▸ JOB
In the material below, find each line holding the string "source" and copy it.

▸ DATA ROWS
-=-=-=-=-
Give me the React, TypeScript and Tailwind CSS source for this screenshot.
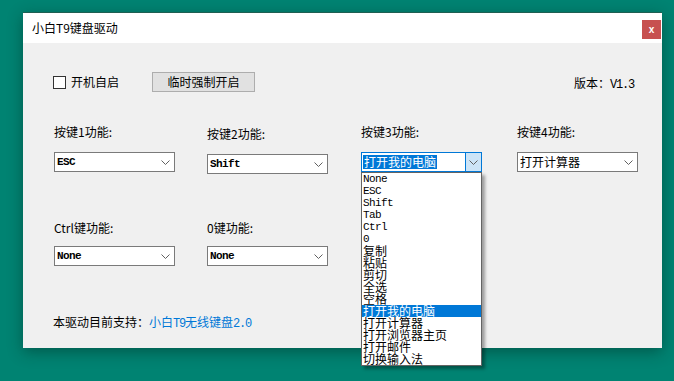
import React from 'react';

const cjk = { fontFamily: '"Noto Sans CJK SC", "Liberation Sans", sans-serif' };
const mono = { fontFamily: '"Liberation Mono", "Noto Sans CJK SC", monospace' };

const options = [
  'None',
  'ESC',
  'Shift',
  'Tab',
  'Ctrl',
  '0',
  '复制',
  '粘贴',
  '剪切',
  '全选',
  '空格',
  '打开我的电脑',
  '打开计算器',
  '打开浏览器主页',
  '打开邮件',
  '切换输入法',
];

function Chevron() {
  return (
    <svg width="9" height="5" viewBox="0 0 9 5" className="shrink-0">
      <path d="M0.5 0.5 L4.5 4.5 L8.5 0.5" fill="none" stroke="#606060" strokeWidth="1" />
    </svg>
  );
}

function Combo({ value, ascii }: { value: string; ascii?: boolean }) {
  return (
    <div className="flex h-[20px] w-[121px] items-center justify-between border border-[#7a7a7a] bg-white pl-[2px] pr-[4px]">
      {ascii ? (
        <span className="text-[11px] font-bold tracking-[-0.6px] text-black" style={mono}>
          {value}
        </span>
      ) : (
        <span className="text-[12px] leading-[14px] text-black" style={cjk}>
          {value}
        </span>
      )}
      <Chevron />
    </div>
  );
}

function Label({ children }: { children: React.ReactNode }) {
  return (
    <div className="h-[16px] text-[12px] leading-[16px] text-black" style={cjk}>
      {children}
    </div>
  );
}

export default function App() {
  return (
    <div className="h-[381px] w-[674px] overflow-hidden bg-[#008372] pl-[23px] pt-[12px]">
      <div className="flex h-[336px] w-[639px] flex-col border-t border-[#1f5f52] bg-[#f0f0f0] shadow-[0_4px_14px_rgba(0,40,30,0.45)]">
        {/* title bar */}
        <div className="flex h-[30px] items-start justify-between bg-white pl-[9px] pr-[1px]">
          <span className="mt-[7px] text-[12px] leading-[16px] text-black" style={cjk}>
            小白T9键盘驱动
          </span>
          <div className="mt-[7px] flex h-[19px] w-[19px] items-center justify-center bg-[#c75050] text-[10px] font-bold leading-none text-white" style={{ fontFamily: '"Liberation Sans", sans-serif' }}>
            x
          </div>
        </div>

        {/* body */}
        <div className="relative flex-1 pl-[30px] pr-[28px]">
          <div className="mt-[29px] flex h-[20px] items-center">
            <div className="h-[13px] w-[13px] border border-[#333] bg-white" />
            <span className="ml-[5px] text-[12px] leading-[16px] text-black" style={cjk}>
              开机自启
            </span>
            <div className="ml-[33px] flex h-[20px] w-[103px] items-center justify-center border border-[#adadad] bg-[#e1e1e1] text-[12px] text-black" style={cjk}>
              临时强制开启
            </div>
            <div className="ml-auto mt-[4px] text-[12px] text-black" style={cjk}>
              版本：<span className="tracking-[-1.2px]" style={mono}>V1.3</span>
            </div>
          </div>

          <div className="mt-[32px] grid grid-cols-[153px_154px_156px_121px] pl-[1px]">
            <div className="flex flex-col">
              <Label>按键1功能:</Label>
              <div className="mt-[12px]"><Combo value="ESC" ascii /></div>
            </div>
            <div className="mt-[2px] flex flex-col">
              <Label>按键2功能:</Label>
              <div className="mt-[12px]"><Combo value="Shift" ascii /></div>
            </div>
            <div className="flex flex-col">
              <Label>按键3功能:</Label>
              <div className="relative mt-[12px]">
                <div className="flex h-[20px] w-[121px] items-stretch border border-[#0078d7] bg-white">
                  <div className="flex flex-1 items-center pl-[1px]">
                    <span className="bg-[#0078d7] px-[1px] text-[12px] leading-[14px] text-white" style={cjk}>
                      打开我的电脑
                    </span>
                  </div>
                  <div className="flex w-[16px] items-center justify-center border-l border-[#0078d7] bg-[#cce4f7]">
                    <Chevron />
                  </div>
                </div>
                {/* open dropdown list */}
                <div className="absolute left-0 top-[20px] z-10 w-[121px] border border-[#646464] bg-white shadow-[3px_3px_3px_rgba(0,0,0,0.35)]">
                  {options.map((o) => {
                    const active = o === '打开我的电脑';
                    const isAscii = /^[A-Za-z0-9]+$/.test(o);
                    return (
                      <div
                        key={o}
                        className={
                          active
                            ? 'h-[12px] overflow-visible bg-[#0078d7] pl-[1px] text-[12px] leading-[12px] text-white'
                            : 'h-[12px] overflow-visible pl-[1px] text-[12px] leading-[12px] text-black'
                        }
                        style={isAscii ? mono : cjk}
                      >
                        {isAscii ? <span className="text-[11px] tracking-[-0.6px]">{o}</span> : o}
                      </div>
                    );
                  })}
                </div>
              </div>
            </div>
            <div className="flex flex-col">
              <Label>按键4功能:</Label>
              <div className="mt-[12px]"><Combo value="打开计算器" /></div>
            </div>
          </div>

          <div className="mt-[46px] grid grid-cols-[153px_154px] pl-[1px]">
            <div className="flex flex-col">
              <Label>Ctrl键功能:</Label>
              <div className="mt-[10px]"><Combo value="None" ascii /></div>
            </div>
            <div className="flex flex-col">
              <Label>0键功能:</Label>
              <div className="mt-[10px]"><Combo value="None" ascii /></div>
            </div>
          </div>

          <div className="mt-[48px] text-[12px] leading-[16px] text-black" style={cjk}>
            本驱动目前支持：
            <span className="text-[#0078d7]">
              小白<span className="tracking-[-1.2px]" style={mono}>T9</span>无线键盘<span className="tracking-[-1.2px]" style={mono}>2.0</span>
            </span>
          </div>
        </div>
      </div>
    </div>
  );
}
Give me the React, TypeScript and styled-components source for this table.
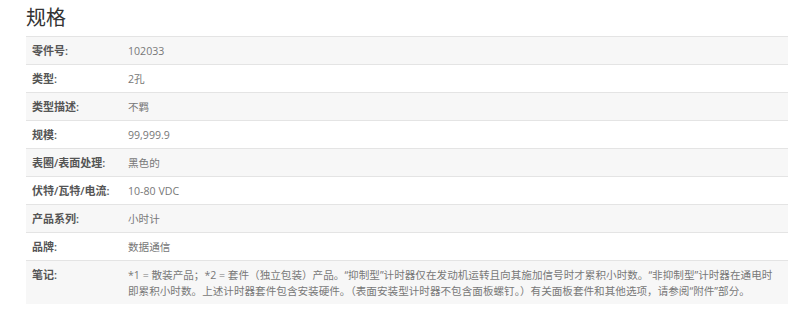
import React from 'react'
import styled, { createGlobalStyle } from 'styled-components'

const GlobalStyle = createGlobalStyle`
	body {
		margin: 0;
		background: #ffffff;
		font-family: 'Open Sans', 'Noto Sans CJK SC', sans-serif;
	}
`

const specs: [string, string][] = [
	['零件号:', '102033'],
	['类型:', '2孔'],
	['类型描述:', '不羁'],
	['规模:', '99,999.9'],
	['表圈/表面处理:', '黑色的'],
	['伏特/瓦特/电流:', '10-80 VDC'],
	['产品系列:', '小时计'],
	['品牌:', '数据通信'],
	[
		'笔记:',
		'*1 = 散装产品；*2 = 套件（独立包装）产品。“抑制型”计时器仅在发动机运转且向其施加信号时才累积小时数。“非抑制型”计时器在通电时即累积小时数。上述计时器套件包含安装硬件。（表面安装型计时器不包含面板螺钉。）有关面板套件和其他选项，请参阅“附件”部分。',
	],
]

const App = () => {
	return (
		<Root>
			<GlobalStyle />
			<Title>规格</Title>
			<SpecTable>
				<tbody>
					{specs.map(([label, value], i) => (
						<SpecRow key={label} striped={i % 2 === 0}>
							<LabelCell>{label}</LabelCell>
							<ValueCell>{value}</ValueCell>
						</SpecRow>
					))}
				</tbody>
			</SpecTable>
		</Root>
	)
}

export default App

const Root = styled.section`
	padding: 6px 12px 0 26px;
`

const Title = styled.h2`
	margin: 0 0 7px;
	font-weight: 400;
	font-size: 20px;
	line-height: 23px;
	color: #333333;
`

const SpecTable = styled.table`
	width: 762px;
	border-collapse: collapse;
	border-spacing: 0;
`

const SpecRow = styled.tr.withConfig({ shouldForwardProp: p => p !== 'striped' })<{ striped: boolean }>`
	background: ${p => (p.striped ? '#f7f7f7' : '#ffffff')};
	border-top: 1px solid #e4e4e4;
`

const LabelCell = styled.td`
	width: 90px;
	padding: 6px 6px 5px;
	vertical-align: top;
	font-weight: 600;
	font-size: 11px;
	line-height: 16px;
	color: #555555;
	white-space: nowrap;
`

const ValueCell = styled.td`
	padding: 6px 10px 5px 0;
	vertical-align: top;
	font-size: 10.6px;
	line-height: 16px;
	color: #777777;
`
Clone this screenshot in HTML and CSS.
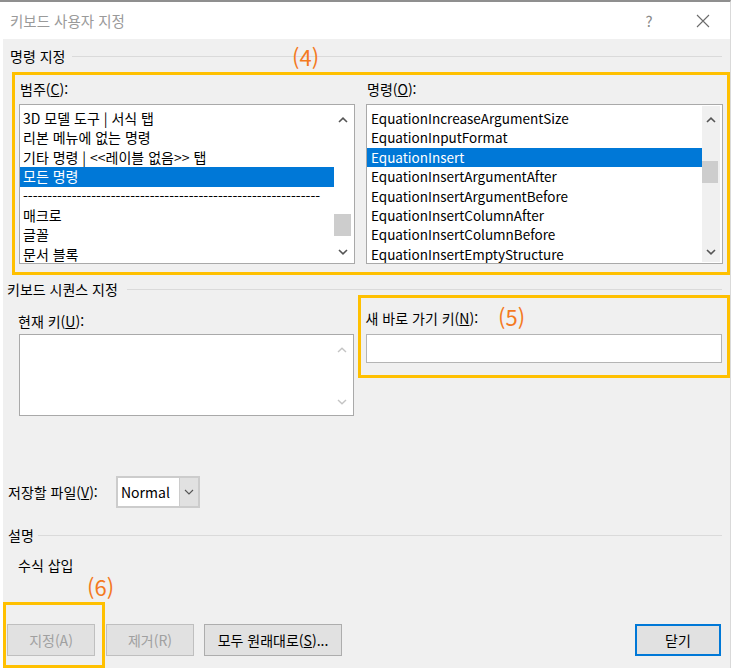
-=-=-=-=-
▸ RESULT OF THIS EXERCISE
Give me the React, TypeScript and Tailwind CSS source for this screenshot.
Give me the React, TypeScript and styled-components source for this table.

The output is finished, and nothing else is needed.